Continued efforts were made among Cicero's friends at Rome to bring him back, with which he was not altogether contented. He argues the matter repeatedly with Atticus, not always in the best temper. His friends at Rome were, he thought, doing the matter amiss: they would fail, and he would still have to finish his days abroad. Atticus, in his way to Epirus, visits him at Dyrrachium, and he is sure that Atticus would not have left Rome but that the affair was hopeless. The reader of the correspondence is certainly led to the belief that Atticus must have been the most patient of friends; but he feels, at the same time, that Atticus would not have been patient had not Cicero been affectionate and true. The Consuls for the new year were Lentulus and Metellus Nepos. The former was Cicero's declared friend, and the other had already abandoned his enmity. Clodius was no longer Tribune, and Pompey had been brought to yield. The Senate were all but unanimous. But there was still life in Clodius and his party; and day dragged itself after day, and month after month, while Cicero still lingered at Dyrrachium, waiting till a bill should have been passed by the people. Pompey, who was never whole-hearted in anything, had declared that a bill voted by the people would be necessary. The bill at last was voted, on the 14th of August, and Cicero, who knew well what was being done at Rome, passed over from Dyrrachium to Brundisium on the same day, having been a year and four months absent from Rome. During the year b.c. 57, up to the time of his return, he wrote but three letters that have come to us—two very short notes to Atticus, in the first of which he declares that he will come over on the authority of a decree of the Senate, without waiting for a law. In the second he falls again into despair, declaring that everything is over. In the third he asks Metellus for his aid, telling the Consul that unless it be given soon the man for whom it is asked will no longer be living to receive it. Metellus did give the aid very cordially.

It has been remarked that Cicero did nothing for literature during his banishment, either by writing essays or preparing speeches; and it has been implied that the prostration of mind arising from his misfortunes must have been indeed complete, when a man whose general life was made marvellous by its fecundity had been repressed into silence.
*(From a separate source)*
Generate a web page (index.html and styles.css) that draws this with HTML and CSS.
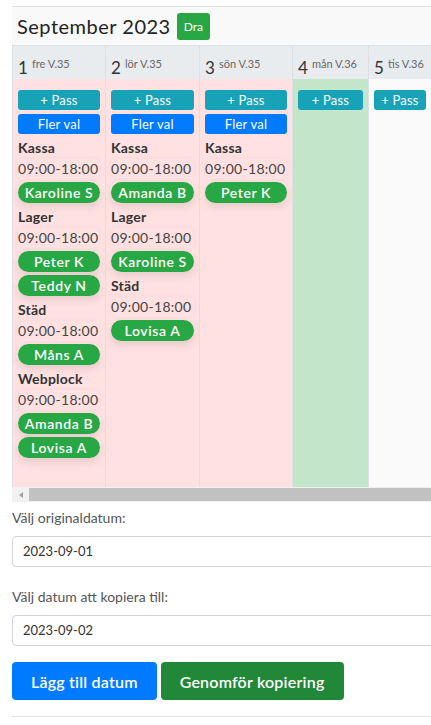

It should, however, be borne in mind that there could be no inducement for the writing of speeches when there was no opportunity of delivering them. As to his essays, including what we call his Philosophy and his Rhetoric, they who are familiar with his works will remember how apt he was, in all that he produced, to refer to the writings of others. He translates and he quotes, and he makes constant use of the arguments and illustrations of those who have gone before him. He was a man who rarely worked without the use of a library. When I think how impossible it would be for me to repeat this oft-told tale of Cicero's life without a crowd of books within reach of my hand, I can easily understand why Cicero was silent at Thessalonica and Dyrrachium. It has been remarked also by a modern critic that we find "in the letters from exile a carelessness and inaccuracy of expression which contrasts strongly with the style of his happier days." I will not for a moment put my judgment in such a matter in opposition to that of Mr. Tyrrell—but I should myself have been inclined rather to say that the style of Cicero's letters varies constantly, being very different when used to Atticus, or to his brother, or to lighter friends such as Poetus and Trebatius; and very different again when business of state was in hand, as are his letters to Decimus Brutus, Cassius Brutus, and Plancus. To be correct in familiar letters is not to charm. A studied negligence is needed to make such work live to posterity—a grace of loose expression which may indeed have been made easy by use, but which is far from easy to the idle and unpractised writer. His sorrow, perhaps, required a style of its own. I have not felt my own untutored perception of the language to be offended by unfitting slovenliness in the expression of his grief.